§ **GIVEN TASK**: Go through the listing and copy each line with the string "styles".

§ **GIVEN RECORDS**:
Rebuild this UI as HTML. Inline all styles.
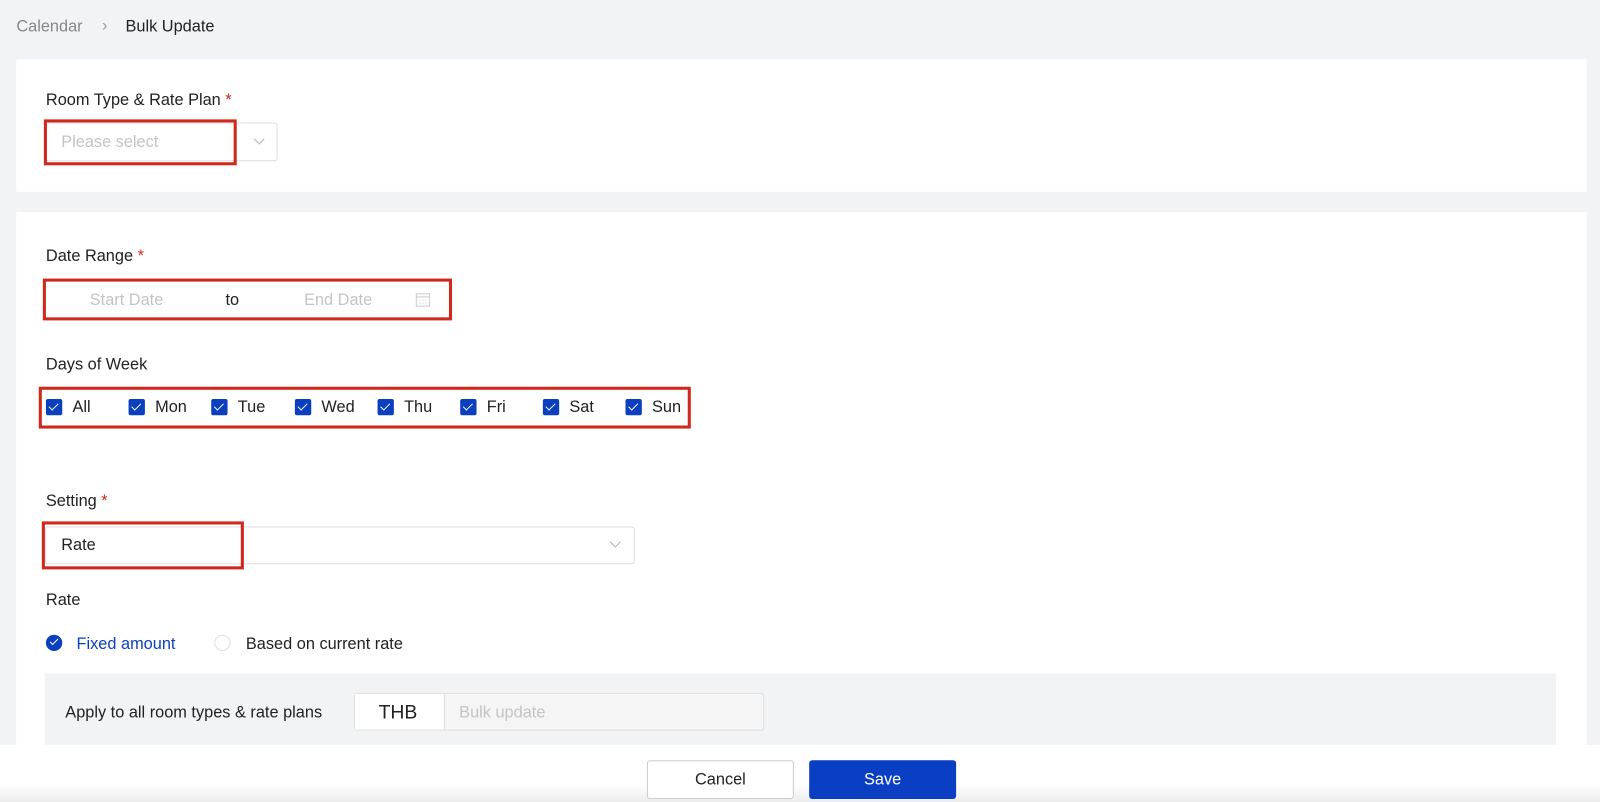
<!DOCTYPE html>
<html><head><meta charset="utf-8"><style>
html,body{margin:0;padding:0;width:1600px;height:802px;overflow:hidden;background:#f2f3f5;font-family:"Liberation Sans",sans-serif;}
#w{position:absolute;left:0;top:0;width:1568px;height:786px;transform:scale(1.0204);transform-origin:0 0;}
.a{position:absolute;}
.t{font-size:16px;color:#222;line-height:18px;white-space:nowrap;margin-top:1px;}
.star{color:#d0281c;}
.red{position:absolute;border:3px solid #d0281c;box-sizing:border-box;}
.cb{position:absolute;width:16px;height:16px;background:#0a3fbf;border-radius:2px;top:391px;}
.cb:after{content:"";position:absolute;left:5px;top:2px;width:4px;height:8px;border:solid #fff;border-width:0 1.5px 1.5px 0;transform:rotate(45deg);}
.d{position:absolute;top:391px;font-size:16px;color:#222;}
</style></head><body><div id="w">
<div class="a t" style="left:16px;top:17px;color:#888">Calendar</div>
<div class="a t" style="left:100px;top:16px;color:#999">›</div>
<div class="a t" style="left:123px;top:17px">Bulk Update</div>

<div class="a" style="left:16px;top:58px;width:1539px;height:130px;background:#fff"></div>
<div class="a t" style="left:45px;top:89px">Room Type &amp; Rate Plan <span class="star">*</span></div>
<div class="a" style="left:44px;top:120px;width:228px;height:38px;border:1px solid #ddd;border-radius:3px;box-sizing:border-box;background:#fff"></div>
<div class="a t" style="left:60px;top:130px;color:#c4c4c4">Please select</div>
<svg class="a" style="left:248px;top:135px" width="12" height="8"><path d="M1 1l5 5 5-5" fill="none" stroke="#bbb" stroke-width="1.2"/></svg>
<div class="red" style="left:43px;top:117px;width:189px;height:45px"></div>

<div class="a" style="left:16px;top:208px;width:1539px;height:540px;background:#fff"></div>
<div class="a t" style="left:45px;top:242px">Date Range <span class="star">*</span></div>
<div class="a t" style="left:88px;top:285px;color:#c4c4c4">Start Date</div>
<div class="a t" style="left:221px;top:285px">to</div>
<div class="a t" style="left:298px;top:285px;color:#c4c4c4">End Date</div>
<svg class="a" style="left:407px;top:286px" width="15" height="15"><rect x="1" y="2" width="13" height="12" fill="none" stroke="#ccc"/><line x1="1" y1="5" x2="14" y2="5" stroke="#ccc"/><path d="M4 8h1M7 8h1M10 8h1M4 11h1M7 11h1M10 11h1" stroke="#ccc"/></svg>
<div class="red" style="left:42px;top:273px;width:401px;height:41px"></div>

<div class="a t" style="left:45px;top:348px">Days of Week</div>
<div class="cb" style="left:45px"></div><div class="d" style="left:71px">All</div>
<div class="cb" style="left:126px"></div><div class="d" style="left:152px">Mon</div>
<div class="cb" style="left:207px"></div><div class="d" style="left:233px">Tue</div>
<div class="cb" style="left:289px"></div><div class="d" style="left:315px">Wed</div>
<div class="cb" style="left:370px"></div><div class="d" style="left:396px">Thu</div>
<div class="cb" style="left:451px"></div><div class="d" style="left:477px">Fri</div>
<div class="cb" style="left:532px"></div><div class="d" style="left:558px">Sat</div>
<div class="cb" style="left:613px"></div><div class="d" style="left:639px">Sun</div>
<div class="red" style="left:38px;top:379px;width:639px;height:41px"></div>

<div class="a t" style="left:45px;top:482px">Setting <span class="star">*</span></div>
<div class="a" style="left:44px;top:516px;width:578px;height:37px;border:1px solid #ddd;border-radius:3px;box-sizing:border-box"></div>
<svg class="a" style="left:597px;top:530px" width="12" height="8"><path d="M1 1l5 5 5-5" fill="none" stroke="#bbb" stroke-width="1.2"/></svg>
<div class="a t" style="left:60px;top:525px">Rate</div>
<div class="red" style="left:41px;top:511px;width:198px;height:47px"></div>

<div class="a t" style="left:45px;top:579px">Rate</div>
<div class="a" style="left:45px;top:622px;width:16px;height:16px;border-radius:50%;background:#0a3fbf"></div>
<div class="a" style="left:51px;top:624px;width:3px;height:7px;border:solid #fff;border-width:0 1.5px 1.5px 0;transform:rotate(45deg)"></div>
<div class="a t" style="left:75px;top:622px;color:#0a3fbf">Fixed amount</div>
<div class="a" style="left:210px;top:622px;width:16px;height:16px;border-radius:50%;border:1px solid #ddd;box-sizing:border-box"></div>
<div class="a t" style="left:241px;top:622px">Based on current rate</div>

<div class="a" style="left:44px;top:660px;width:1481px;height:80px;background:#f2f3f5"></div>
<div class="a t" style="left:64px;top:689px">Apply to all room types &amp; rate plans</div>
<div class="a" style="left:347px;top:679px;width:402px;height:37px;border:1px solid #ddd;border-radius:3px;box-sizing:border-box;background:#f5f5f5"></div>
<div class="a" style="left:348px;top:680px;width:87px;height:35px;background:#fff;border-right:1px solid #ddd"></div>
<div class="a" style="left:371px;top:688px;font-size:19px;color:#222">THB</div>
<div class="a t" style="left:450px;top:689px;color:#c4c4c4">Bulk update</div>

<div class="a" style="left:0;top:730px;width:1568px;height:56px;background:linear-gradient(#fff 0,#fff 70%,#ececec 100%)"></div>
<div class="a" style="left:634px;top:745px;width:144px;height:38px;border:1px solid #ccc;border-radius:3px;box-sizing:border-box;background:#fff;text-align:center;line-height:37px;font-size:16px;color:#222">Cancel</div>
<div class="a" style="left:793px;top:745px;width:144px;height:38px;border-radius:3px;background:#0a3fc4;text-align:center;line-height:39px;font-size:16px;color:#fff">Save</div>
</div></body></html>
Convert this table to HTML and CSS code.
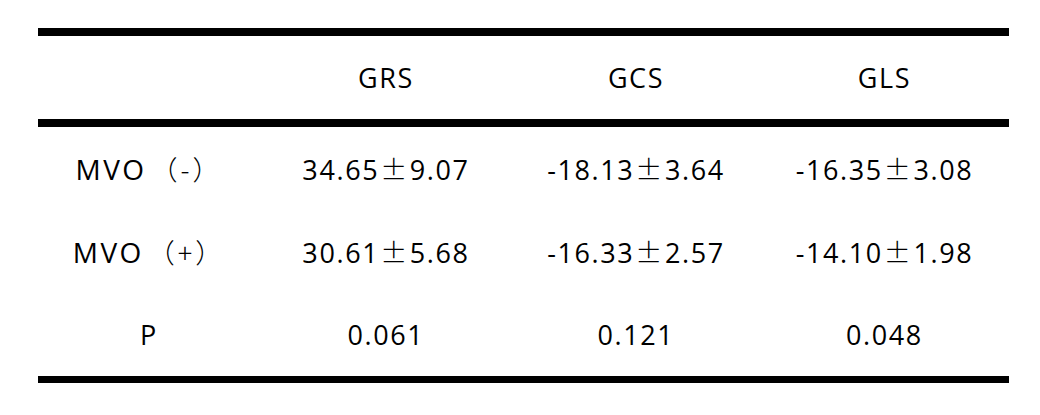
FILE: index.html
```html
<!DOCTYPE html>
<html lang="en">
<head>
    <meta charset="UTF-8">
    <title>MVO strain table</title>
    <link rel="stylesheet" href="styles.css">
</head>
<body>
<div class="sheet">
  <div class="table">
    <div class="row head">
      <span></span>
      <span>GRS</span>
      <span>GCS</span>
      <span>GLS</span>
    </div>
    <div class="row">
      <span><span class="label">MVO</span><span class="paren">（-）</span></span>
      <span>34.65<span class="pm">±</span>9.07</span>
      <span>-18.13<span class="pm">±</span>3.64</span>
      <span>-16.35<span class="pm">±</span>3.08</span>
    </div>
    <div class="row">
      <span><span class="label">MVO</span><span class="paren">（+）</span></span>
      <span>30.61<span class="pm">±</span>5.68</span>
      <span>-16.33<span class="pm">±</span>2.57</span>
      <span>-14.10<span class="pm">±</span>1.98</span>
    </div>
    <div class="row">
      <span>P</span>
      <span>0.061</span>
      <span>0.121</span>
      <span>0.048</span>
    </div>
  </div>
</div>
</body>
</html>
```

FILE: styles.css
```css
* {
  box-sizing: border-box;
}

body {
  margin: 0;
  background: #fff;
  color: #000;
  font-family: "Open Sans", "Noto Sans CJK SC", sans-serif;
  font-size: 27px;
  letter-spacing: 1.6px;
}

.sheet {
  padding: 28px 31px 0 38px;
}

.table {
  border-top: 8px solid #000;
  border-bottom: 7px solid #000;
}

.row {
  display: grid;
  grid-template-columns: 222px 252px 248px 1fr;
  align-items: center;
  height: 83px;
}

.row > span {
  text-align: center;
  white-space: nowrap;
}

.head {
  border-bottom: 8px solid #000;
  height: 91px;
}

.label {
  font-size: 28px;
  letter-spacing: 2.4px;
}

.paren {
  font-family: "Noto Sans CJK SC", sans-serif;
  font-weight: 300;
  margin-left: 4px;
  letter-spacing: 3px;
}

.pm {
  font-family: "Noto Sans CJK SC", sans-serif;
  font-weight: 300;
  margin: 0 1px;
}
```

==

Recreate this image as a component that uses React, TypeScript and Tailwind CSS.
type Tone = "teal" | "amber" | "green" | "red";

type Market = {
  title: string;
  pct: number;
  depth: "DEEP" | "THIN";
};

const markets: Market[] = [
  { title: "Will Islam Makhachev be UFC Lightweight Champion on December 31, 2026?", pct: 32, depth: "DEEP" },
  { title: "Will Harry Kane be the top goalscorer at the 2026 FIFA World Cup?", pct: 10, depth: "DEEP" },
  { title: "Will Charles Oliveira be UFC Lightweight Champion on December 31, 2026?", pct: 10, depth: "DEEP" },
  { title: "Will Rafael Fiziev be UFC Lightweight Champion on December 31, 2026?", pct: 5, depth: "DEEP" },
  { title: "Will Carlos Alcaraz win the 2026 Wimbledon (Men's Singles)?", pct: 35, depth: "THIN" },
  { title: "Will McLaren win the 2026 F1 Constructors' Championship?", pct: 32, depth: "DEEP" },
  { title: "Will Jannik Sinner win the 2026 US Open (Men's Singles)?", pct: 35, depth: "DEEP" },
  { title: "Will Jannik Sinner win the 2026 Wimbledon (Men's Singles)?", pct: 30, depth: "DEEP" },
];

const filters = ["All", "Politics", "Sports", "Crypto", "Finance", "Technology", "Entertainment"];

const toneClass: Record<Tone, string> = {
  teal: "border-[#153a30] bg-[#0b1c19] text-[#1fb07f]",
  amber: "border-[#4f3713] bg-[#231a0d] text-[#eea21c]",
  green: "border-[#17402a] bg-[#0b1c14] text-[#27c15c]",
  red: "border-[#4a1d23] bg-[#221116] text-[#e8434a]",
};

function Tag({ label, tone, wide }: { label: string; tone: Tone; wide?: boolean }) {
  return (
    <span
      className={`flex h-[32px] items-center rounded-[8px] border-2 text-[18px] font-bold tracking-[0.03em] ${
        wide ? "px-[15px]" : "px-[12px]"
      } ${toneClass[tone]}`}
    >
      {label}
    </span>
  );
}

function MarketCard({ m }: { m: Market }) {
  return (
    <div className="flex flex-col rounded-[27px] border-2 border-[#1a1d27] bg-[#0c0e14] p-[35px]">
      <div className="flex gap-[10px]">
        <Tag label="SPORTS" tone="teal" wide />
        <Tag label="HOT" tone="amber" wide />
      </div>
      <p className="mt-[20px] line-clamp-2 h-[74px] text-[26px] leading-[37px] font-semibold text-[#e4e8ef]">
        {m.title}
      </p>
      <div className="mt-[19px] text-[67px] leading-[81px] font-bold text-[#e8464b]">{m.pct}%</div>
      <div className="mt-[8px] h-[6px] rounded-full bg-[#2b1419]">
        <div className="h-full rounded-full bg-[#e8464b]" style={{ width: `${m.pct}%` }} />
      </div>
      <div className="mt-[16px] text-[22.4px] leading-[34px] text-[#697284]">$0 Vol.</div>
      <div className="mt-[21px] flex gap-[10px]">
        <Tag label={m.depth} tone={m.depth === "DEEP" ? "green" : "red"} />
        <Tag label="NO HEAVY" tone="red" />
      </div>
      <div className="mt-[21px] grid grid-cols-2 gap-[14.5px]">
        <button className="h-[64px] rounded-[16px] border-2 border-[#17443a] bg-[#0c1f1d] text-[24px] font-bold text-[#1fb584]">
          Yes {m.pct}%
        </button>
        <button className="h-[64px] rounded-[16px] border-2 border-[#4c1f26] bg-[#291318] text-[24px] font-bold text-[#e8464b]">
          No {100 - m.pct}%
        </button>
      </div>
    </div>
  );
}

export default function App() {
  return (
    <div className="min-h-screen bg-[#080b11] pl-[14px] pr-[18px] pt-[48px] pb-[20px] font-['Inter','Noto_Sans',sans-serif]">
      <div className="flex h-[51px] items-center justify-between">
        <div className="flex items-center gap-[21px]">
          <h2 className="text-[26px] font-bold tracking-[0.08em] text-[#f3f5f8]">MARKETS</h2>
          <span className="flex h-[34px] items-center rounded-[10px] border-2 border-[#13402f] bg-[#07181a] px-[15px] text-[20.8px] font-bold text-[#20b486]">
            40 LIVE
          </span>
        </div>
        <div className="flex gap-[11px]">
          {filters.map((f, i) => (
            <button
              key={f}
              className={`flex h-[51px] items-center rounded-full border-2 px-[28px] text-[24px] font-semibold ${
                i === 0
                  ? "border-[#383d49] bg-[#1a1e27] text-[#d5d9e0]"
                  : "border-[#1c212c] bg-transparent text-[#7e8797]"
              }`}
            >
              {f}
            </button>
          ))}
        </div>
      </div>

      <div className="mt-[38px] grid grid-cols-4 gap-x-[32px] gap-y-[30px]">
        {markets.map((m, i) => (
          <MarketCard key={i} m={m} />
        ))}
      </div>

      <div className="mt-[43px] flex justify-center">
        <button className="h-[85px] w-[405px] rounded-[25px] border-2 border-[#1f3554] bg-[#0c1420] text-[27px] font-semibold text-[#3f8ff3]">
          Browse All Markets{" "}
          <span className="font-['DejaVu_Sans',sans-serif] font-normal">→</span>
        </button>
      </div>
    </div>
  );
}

§ **RESULT FOR THIS EXERCISE**:
Rebuild this UI as HTML. Inline all styles.
    <link rel="stylesheet" href="styles.css">
FILE: styles.css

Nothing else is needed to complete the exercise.